What Matters When You’re Building an Infrastructure of Opportunity

We’ve detailed here on the blog that where you start often determines how far you can go—and for people born in low-wealth neighborhoods, it often means not getting to economic security. Many of these communities have higher crime rates, under-resourced schools, and poor health outcomes that become almost insurmountable barriers to those living there. The odds of overcoming are most discouraging for women and people of color. (For example, see this recent study enumerating the challenges facing black women and families in the rural South.) If we want to strengthen communities that are disconnected from opportunity, we have to understand that the disconnection wasn’t accidental. In many ways, our communities and systems have been built to exclude and draw lines of difference. A history of racist policy, practice, and behavior created these divisions and now, our fear of these communities and what would happen if “their” problems spill beyond neighborhood boundaries drives our treatment of them.

To build an infrastructure of opportunity that is real and universally accessible, we can’t just build ladders for the lucky few to escape from low-wealth communities. We need to change how our systems work in low-wealth communities; that requires reducing segregation, separation, and disenfranchisement. The hostility and dehumanization that low-wealth communities face is most starkly apparent in policing practices. Last month, the Black Lives Matter movement released a 10-point policy plan—Campaign Zero—to reduce police violence. There is an unsurprising overlap between that plan and the kinds of actions that make a strong infrastructure of opportunity.

The plan envisions safer neighborhoods by “limiting police interventions, improving community interactions, and ensuring accountability.” In an interview on NPR’s All Things Considered, Black Lives Matter movement leader Brittany Packnett explained the initial focus on police violence: when the context is hostile, you can’t expect positive outcomes. Addressing what Packnett describes as the “criminalization of blackness of marginalized communities” opens the door to addressing other institutionalized inequities. Packnett emphasized that the Black Lives Matter movement is more broadly about the effects of institutionalized oppression and racism—which lead to crime, poor schooling, poor health care—and noted that “we need to be talking about how to make our communities healthy from the inside out as a means of reducing crime.” (Indeed, recent research shows an indisputable connection between socioeconomic factors and health. Higher levels of employment, income, and education are closely correlated with improved health outcomes for individuals and their families.)
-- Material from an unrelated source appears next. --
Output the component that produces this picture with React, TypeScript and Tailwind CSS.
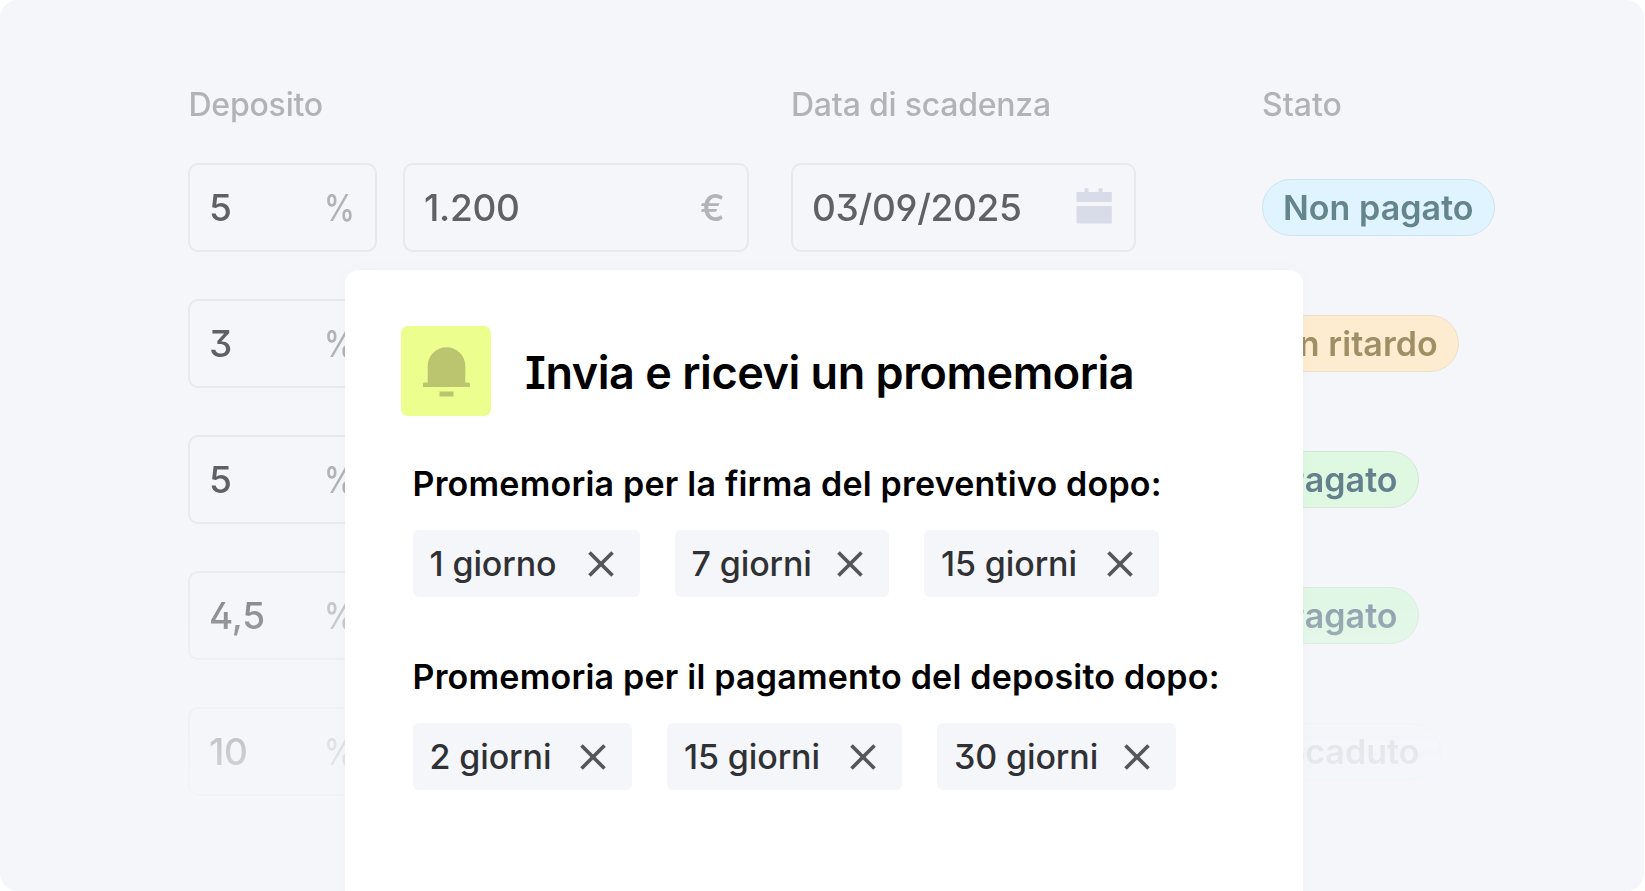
import { X } from "lucide-react";

type Row = {
  percent: string;
  amount?: string;
  due?: string;
  status: string;
  badge: string;
};

const rows: Row[] = [
  { percent: "5", amount: "1.200", due: "03/09/2025", status: "Non pagato", badge: "bg-[#dff4fe] border-[#cfe3ec] text-[#64858e]" },
  { percent: "3", status: "In ritardo", badge: "bg-[#fdecd0] border-[#ecdfca] text-[#a08f64]" },
  { percent: "5", status: "Pagato", badge: "bg-[#dff8e2] border-[#d3e6d8] text-[#64808c]" },
  { percent: "4,5", status: "Pagato", badge: "bg-[#d9f7dd] border-[#d3e6d8] text-[#64808c]" },
  { percent: "10", status: "Scaduto", badge: "bg-[#f4f6fa] border-[#eceef1] text-[#c2c4c9]" },
];

const reminders = [
  {
    label: "Promemoria per la firma del preventivo dopo:",
    chips: [
      { text: "1 giorno", width: "w-[227px]" },
      { text: "7 giorni", width: "w-[214.5px]" },
      { text: "15 giorni", width: "w-[235px]" },
    ],
  },
  {
    label: "Promemoria per il pagamento del deposito dopo:",
    chips: [
      { text: "2 giorni", width: "w-[219.5px]" },
      { text: "15 giorni", width: "w-[235px]" },
      { text: "30 giorni", width: "w-[239px]" },
    ],
  },
];

function CalendarIcon() {
  return (
    <svg className="mb-[4px]" width="36" height="36" viewBox="0 0 36 36" fill="#d8dce8">
      <path d="M.5 4h8V.300h4V4h10V.300h4V4h9.300v10H.5zM.5 18h35.300v17.500H.5z" />
    </svg>
  );
}

function BellIcon() {
  return (
    <svg className="mt-[2px]" width="48" height="50" viewBox="0 0 48 50" fill="#bbc46e">
      <path d="M5.700 35.500V19a18.800 18.800 0 0 1 37.600 0v16.500h3.200a1.400 1.400 0 0 1 1.400 1.400v3.200H1v-3.200a1.400 1.400 0 0 1 1.400-1.400zM17.500 44.500h14v5h-14z" />
    </svg>
  );
}

function Field({ value, unit, className }: { value: string; unit: React.ReactNode; className: string }) {
  return (
    <div className={`flex h-[89px] items-center justify-between rounded-[10px] border-2 border-[#e8e9ed] pl-[19px] text-[37px] text-[#606164] ${className}`}>
      <span className="font-medium tracking-[-0.3px]">{value}</span>
      {unit}
    </div>
  );
}

function Chip({ text, width }: { text: string; width: string }) {
  return (
    <div className={`flex h-[67px] items-center justify-between rounded-[6px] bg-[#f4f6fa] pr-[16px] pl-[17px] text-[34px] text-[#303134] ${width}`}>
      <span className="font-medium tracking-[-0.12px]">{text}</span>
      <X size={46} strokeWidth={1.9} color="#55565a" strokeLinecap="butt" />
    </div>
  );
}

export default function App() {
  return (
    <div className="relative h-[891px] w-[1645px] overflow-hidden bg-white font-['Inter',sans-serif] leading-[40px] [font-feature-settings:'cv08','cv09','cv02','cv03','cv04']">
      <div className="h-[891px] w-[1644px] rounded-[18px] bg-[#f4f6fa] pt-[85px] pl-[188px]">
        <div className="h-[806px] [mask-image:linear-gradient(to_bottom,black_414px,transparent_770px)]">
          <div className="mb-[38px] flex h-[40px] text-[32px] font-medium tracking-[-0.22px] text-[#b2b3b6]">
            <span className="w-[603px] pl-[0.5px]">Deposito</span>
            <span className="w-[471px]">Data di scadenza</span>
            <span className="tracking-normal">Stato</span>
          </div>
          <div className="flex flex-col gap-[47px]">
            {rows.map((row, i) => (
              <div key={i} className="flex items-center">
                <Field
                  value={row.percent}
                  unit={<span className="origin-right scale-x-[0.84] font-medium text-[#b2b3b6]">%</span>}
                  className="mr-[26px] w-[189px] pr-[20px]"
                />
                <div className="flex w-[859px] gap-[42px]">
                  {row.amount && (
                    <Field value={row.amount} unit={<span className="font-medium text-[#b2b3b6]">€</span>} className="w-[346px] pr-[22px]" />
                  )}
                  {row.due && <Field value={row.due} unit={<CalendarIcon />} className="w-[345px] pr-[22px]" />}
                </div>
                <div className={`flex h-[57px] items-center rounded-full border pr-[20.5px] pl-[20px] text-[34px] font-semibold tracking-[0.05px] ${row.badge}`}>
                  {row.status}
                </div>
              </div>
            ))}
          </div>
        </div>
      </div>

      {/* reminder dialog, runs off the bottom edge */}
      <div className="absolute top-[270px] left-[345px] h-[640px] w-[958px] rounded-t-[14px] bg-white pt-[56px] pl-[56px] shadow-[0_0_20px_rgba(0,0,0,0.02)]">
        <div className="flex items-center gap-[34px]">
          <div className="flex h-[90px] w-[90px] items-center justify-center rounded-[7px] bg-[#ebfe8e]">
            <BellIcon />
          </div>
          <h2 className="pt-[3px] text-[45px] font-semibold tracking-[-0.47px] text-black">Invia e ricevi un promemoria</h2>
        </div>
        {reminders.map((group, i) => (
          <div key={group.label} className={i === 0 ? "mt-[48px] pl-[11.5px]" : "mt-[60px] pl-[11.5px]"}>
            <p className="text-[34px] font-semibold tracking-[0.21px] text-black">{group.label}</p>
            <div className="mt-[26px] flex gap-[35px]">
              {group.chips.map((chip) => (
                <Chip key={chip.text} text={chip.text} width={chip.width} />
              ))}
            </div>
          </div>
        ))}
      </div>
    </div>
  );
}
Campaign Zero proposes federal, state, and local agendas. That local agenda is particularly important since improving mobility and increasing access to opportunity can appeal across political lines; cities can act while legislatures and Congress appear stuck. The local recommendations in the Campaign Zero plan are integral to an infrastructure of opportunity: reviewing existing policies, passing new, more inclusive ordinances; training for public safety officials; sharing data; hiring practices that make police forces reflective of the communities they serve; building community partnerships to understand how communities interact with police force; and mobilizing residents to identify structural inequities in their own community and involving them in oversight. Taking these actions requires asking hard questions:

  • How inclusive is the culture of the community’s leadership and institutions?
  • How broad is engagement? How do you ensure authentic engagement?)
  • Can the community forge a leadership group that is cross-system and multi-level, with new voices and meaningful participation?
  • How will data be used to inform difficult conversations about strategies and solutions?

In order for individuals to feel they belong and can thus thrive in and contribute to their communities, we need systems—including policing practices—that are responsive and just, regardless of race, gender, or zip code. It’s important to note that zip codes that have better outcomes for low- and middle-income young people tend to have better outcomes for high-income young people, too, indicating that the types of resources, systems, and investments that matter for economic and educational success are beneficial across the board. By investing in long-term, place-based efforts across the region, we can get closer to providing all Southerners with a chance to belong, thrive, and contribute.